Mas, naquele momento de despedidas, sentia a falta da jovem Professora.
Estava num misto de alegria e tristeza por se despedir, por ver mais um fim de ano.
E ele decide apresentar os versos
Estava livre agora para conversar com aquela que fora a inspiração das músicas e poemas.
E ainda, na última Sexta-feira, de um Dezembro qualquer, ele organizava seus versos…
Ensaiava suas últimas canções.
Se preparava apenas para um muito obrigado, ainda que meramente formal… e poder se desiludir, então.
E naquela noite, logo após a lua brilhante do novo verão iluminar o leste da cidade, apanhou seu violão e se dirigia, caminhando pelos trilhos até o caminho que levavam à porta mais distante do mundo.
Cada passo pesava toneladas e cada segundo eram séculos vividos até a esquina que dava na rua das Rosas.
E cruzando a esquina, vira de longe um carro.
E do carro descia aquele que falava as palavras que ele desejava falar, e planejar o futuro que ele sonhou por todo um ano…
No momento em que ele chegava, seus olhinhos verdes brilhavam e seus lábios riam enquanto andava alegremente para abraçá-lo.
Abraçar aquele a quem ela amava e de quem certamente ouviria as palavras, que ela desejava ouvir.
Olhando à distância, ele desiludido, via a razão dos seus versos também entrar no carro e saírem.
Não houve lágrimas. E o caminho de volta se tornara longo…

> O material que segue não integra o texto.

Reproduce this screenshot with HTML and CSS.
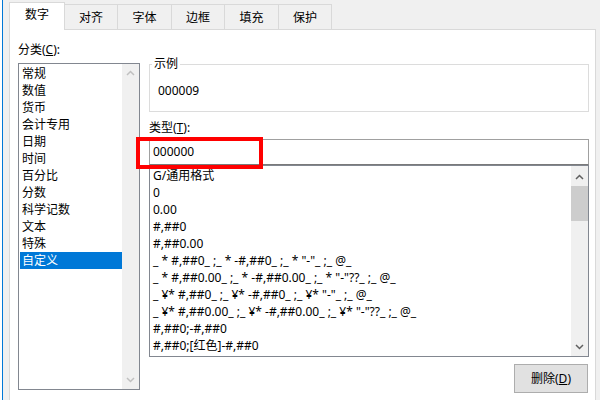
FILE: index.html
```html
<!DOCTYPE html>
<html lang="zh">
<head>
<meta charset="utf-8">
<title>设置单元格格式</title>
<link rel="stylesheet" href="styles.css">
</head>
<body>
<div class="screen">
  <div class="edge"></div>
  <div class="dialog">
    <div class="tabs">
      <div class="tab active">数字</div>
      <div class="tab">对齐</div>
      <div class="tab">字体</div>
      <div class="tab">边框</div>
      <div class="tab">填充</div>
      <div class="tab">保护</div>
    </div>
    <div class="panel">
      <div class="col-left">
        <div class="label">分类(<u>C</u>):</div>
        <div class="listbox cat">
          <ul class="items">
            <li>常规</li>
            <li>数值</li>
            <li>货币</li>
            <li>会计专用</li>
            <li>日期</li>
            <li>时间</li>
            <li>百分比</li>
            <li>分数</li>
            <li>科学记数</li>
            <li>文本</li>
            <li>特殊</li>
            <li class="selected">自定义</li>
          </ul>
          <div class="vscroll disabled">
            <svg class="arrow" width="9" height="6" viewBox="0 0 9 6"><polyline points="1,5 4.5,1.5 8,5" fill="none" stroke="currentColor" stroke-width="1.5"/></svg>
            <div class="track"></div>
            <svg class="arrow" width="9" height="6" viewBox="0 0 9 6"><polyline points="1,1 4.5,4.5 8,1" fill="none" stroke="currentColor" stroke-width="1.5"/></svg>
          </div>
        </div>
      </div>
      <div class="col-right">
        <fieldset class="sample">
          <legend>示例</legend>
          <div class="sample-val">000009</div>
        </fieldset>
        <div class="label type-label">类型(<u>T</u>):</div>
        <div class="type-input">
          <span>000000</span>
          <div class="mark"></div>
        </div>
        <div class="listbox fmt">
          <ul class="items">
            <li>G/通用格式</li>
            <li>0</li>
            <li>0.00</li>
            <li>#,##0</li>
            <li>#,##0.00</li>
            <li>_ * #,##0_ ;_ * -#,##0_ ;_ * "-"_ ;_ @_</li>
            <li>_ * #,##0.00_ ;_ * -#,##0.00_ ;_ * "-"??_ ;_ @_</li>
            <li>_ ¥* #,##0_ ;_ ¥* -#,##0_ ;_ ¥* "-"_ ;_ @_</li>
            <li>_ ¥* #,##0.00_ ;_ ¥* -#,##0.00_ ;_ ¥* "-"??_ ;_ @_</li>
            <li>#,##0;-#,##0</li>
            <li>#,##0;[红色]-#,##0</li>
          </ul>
          <div class="vscroll">
            <svg class="arrow" width="9" height="6" viewBox="0 0 9 6"><polyline points="1,5 4.5,1.5 8,5" fill="none" stroke="currentColor" stroke-width="1.5"/></svg>
            <div class="track"><div class="thumb"></div></div>
            <svg class="arrow" width="9" height="6" viewBox="0 0 9 6"><polyline points="1,1 4.5,4.5 8,1" fill="none" stroke="currentColor" stroke-width="1.5"/></svg>
          </div>
        </div>
        <div class="btn-row">
          <button class="btn">删除(<u>D</u>)</button>
        </div>
      </div>
    </div>
  </div>
</div>
</body>
</html>
```
FILE: styles.css
```css
* { box-sizing: border-box; }
html, body { margin: 0; padding: 0; }
body {
  background: #fff;
  font-family: "Noto Sans", "Noto Sans CJK SC", sans-serif;
  font-size: 12px;
  color: #000;
}
.screen {
  display: flex;
  width: 600px;
  height: 400px;
  overflow: hidden;
}
.edge {
  width: 3px;
  background: #fff;
  border-right: 1px solid #0078d7;
}
.dialog {
  flex: 1;
  display: flex;
  flex-direction: column;
  background: #f0f0f0;
  padding: 0 4px 0 6px;
}
.tabs {
  display: flex;
  align-items: flex-end;
  height: 29px;
  flex: none;
}
.tab {
  width: 54px;
  height: 25px;
  margin-left: -1px;
  border: 1px solid #d9d9d9;
  border-bottom: 0;
  background: #f0f0f0;
  display: flex;
  align-items: center;
  justify-content: center;
  line-height: 16px;
  padding-top: 1px;
}
.tab:nth-child(odd) { width: 55px; }
.tab.active {
  width: 56px;
  height: 28px;
  margin-left: 0;
  margin-bottom: -1px;
  background: #fff;
  position: relative;
  z-index: 2;
  padding-top: 0;
  padding-bottom: 3px;
}
.panel {
  flex: 1;
  display: flex;
  background: #fff;
  border: 1px solid #d9d9d9;
  border-bottom: 0;
  padding-left: 8px;
}
.label {
  line-height: 16px;
  height: 16px;
  white-space: nowrap;
}
.col-left {
  width: 122px;
  padding-top: 12px;
  display: flex;
  flex-direction: column;
}
.listbox {
  display: flex;
  border: 1px solid #828790;
  background: #fff;
  overflow: hidden;
}
.listbox.cat {
  margin-top: 5px;
  height: 327px;
}
.items {
  list-style: none;
  margin: 0;
  padding: 1px 0 0 1px;
  flex: 1;
  min-width: 0;
  overflow: hidden;
}
.items li {
  height: 17px;
  line-height: 17px;
  padding-left: 2px;
  white-space: pre;
}
.items li.selected {
  background: #0078d7;
  color: #fff;
}
.vscroll {
  width: 17px;
  flex: none;
  display: flex;
  flex-direction: column;
  align-items: center;
  background: #f0f0f0;
  color: #606060;
}
.vscroll.disabled { color: #c0c0c0; }
.vscroll .arrow {
  flex: none;
  margin: 6px 0;
}
.vscroll .track {
  flex: 1;
  align-self: stretch;
}
.thumb {
  height: 35px;
  background: #cdcdcd;
}
.col-right {
  width: 440px;
  margin-left: 9px;
  display: flex;
  flex-direction: column;
}
.sample {
  margin: 26px 0 0 0;
  padding: 11px 8px 6px 8px;
  border: 1px solid #dcdcdc;
  height: 56px;
}
.sample legend {
  padding: 0 2px;
  margin-left: -6px;
  line-height: 16px;
}
.sample-val {
  line-height: 16px;
}
.type-label {
  margin-top: 8px;
}
.type-input {
  position: relative;
  margin-top: 3px;
  height: 26px;
  border: 1px solid #a0a0a0;
  border-bottom-color: #7a7a7a;
  display: flex;
  align-items: center;
  padding-left: 3px;
  padding-bottom: 2px;
}
.type-input .mark {
  position: absolute;
  left: -14px;
  top: -3px;
  width: 127px;
  height: 32px;
  border: 4px solid #ff0000;
}
.listbox.fmt {
  height: 192px;
}
.listbox.fmt .items {
  padding: 1px 0 0 1px;
}
.listbox.fmt .items li { padding-left: 2px; }
.listbox.fmt .vscroll .arrow:first-child { margin-top: 8px; margin-bottom: 4px; }
.listbox.fmt .vscroll .track { padding-top: 2px; }
.btn-row {
  display: flex;
  justify-content: flex-end;
  margin-top: 7px;
  padding-right: 1px;
}
.btn {
  width: 74px;
  height: 29px;
  background: #e1e1e1;
  border: 1px solid #adadad;
  font: inherit;
  color: #000;
  padding: 0;
  line-height: 16px;
}
```
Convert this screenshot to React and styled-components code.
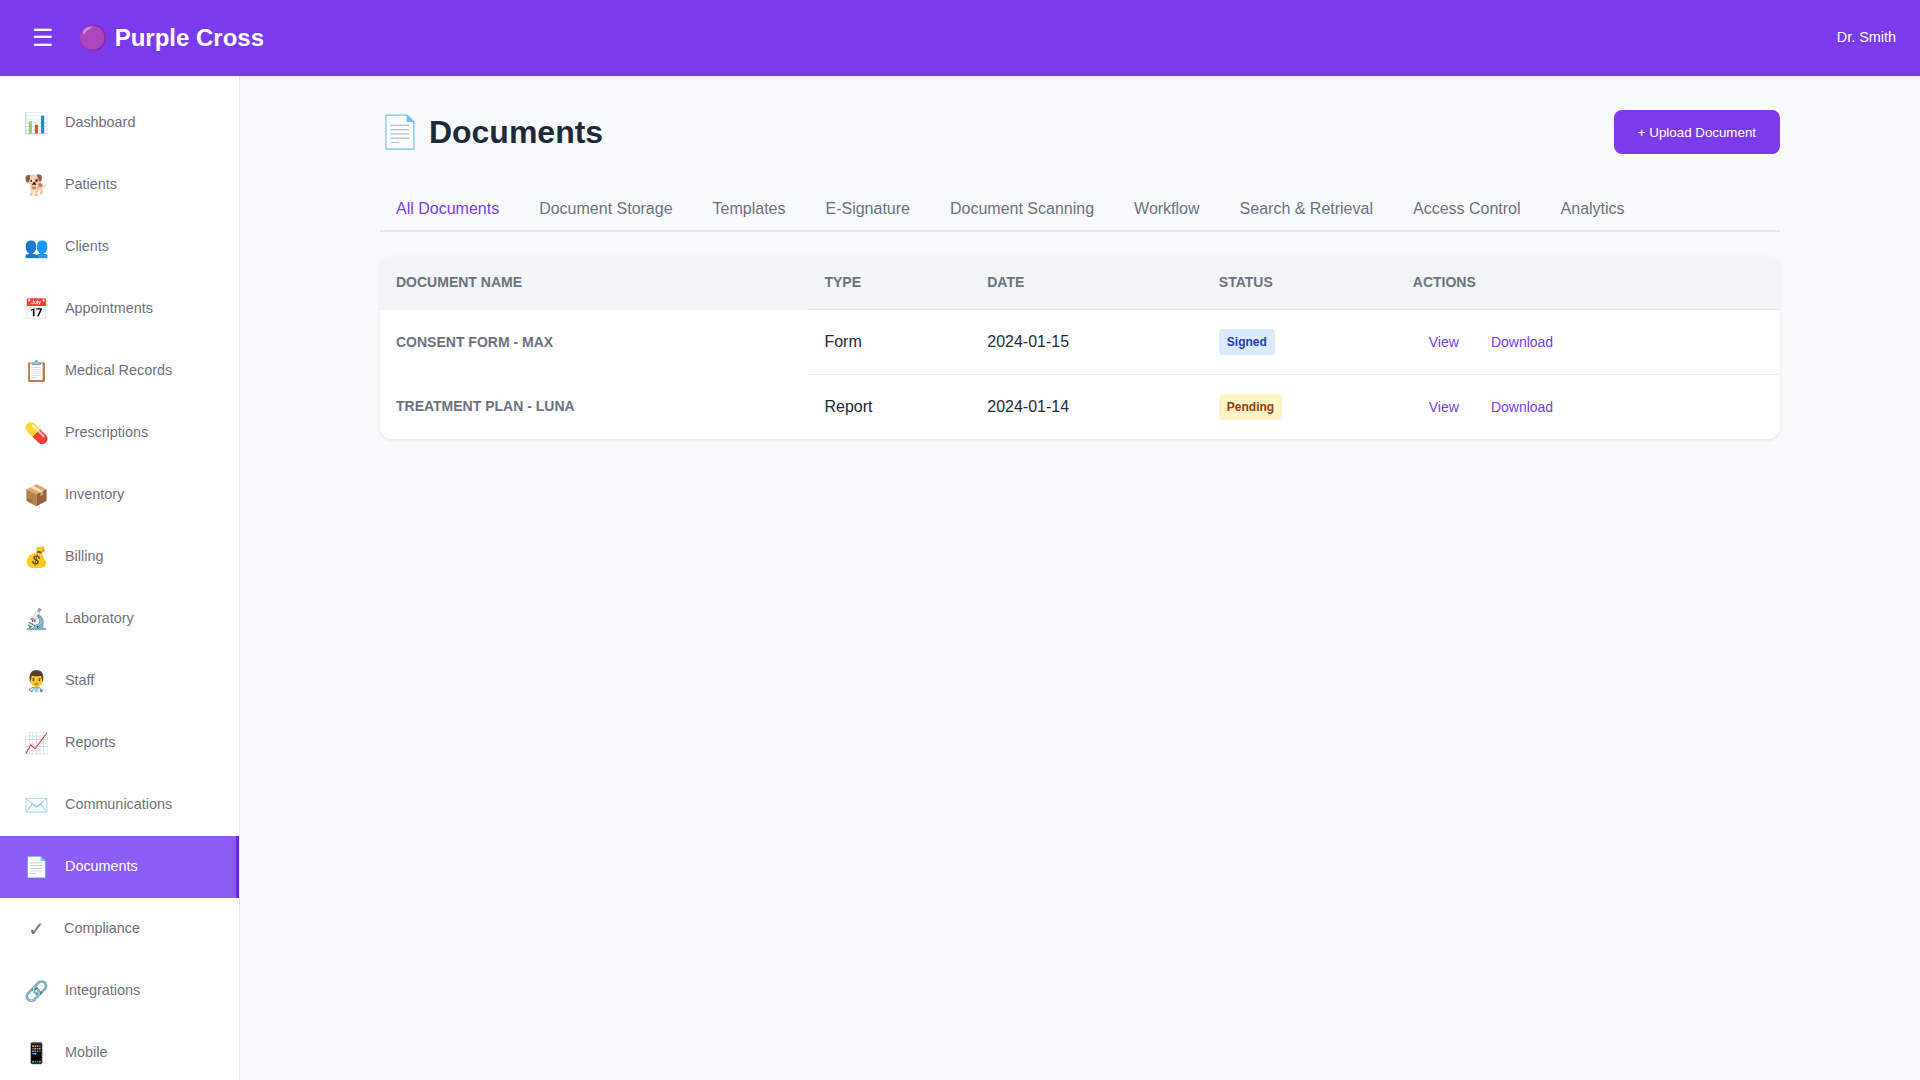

A lua agora iluminava as suas costas e o velho Di Giorgio tinha o peso do mundo.
Naquela noite não haveria músicas ou poemas, até porque num tropeço, o braço do seu violão favorito, se quebrava em dois.
Desempregado, não podia comprar outro…ser jovem, era outro nível!
As músicas cessaram naqueles dias.
E um novo ano se aproximava.
Haveria novas turmas, novos professores e diferentes paixões.
E a vida continuaria. Ele certamente encontraria alguém e amaria, e quem sabe voltaria a escrever novos versos…
Mas, ainda lembraria daquele violão, que o acompanhava nas madrugadas de composições para a sua paixão adolescente, e daqueles meses e sentimentos, que findariam também. No fim das aulas – num verão.